En las reuniones de familiares, se puede observar sin embargo, que hay familiares que mantienen una posición distinta a la que se acaba de describir, en relación al ser querido enfermo. Han decidido no adelantarse a la enfermedad, acompañan al enfermo ayudándolo, pero no le quitan tareas, actividades ni responsabilidades precozmente.
Claro está, esto implica una constante y atenta vigilancia que es cansadora, y que tiene al cuidador en un permanente estado de angustia por los riesgos que se corren cotidianamente.
Pero es una decisión muy respetable, porque permite al enfermo mantenerse digno mientras está en condiciones de valerse solo, aunque sea parcialmente.
El enfermo demente es un sujeto que va perdiendo progresivamente las funciones cognitivas y la memoria, no está descripto en ninguna bibliografía que pierda la capacidad de entender los gestos de afecto, los diversos tonos de voz con los que se le habla.

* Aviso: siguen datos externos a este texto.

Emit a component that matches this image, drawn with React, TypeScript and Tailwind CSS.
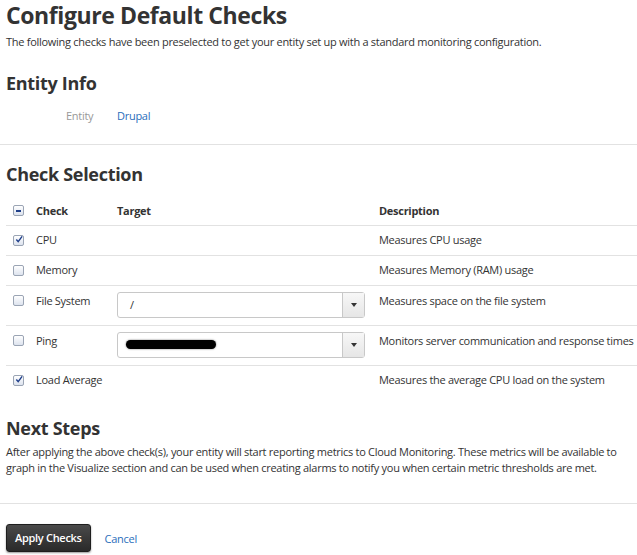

Una regla de oro es no olvidarse jamás que la persona que padece esta enfermedad es un sujeto que requiere ser tratado siempre con respeto y no debe perder ni se le debe usurpar su dignidad.
Pero lo que sí ocurre paulatinamente es que va perdiendo la capacidad de expresarse con palabras acerca de lo que le sucede, constituyéndose el cuidador en su intérprete y el referente directo que más sabe sobre el enfermo.
Por todo lo expuesto podemos deducir que es sumamente frecuente que el cuidador soporte una sobrecarga psicofísica que muchas veces lo lleva al límite de enfermar también él.
Cuando esto ocurre, la incidencia de tal sobrecarga en la evolución de la enfermedad del paciente demente es notable. Un cuidador agobiado, intolerante, deprimido, con problemas físicos no es un buen cuidador. Muchas veces el aislamiento y la omnipotencia del cuidador lo lleva mucho antes de lo previsible a sufrir él mismo serios problemas de salud que aceleran la necesidad de institucionalización del enfermo demenciado.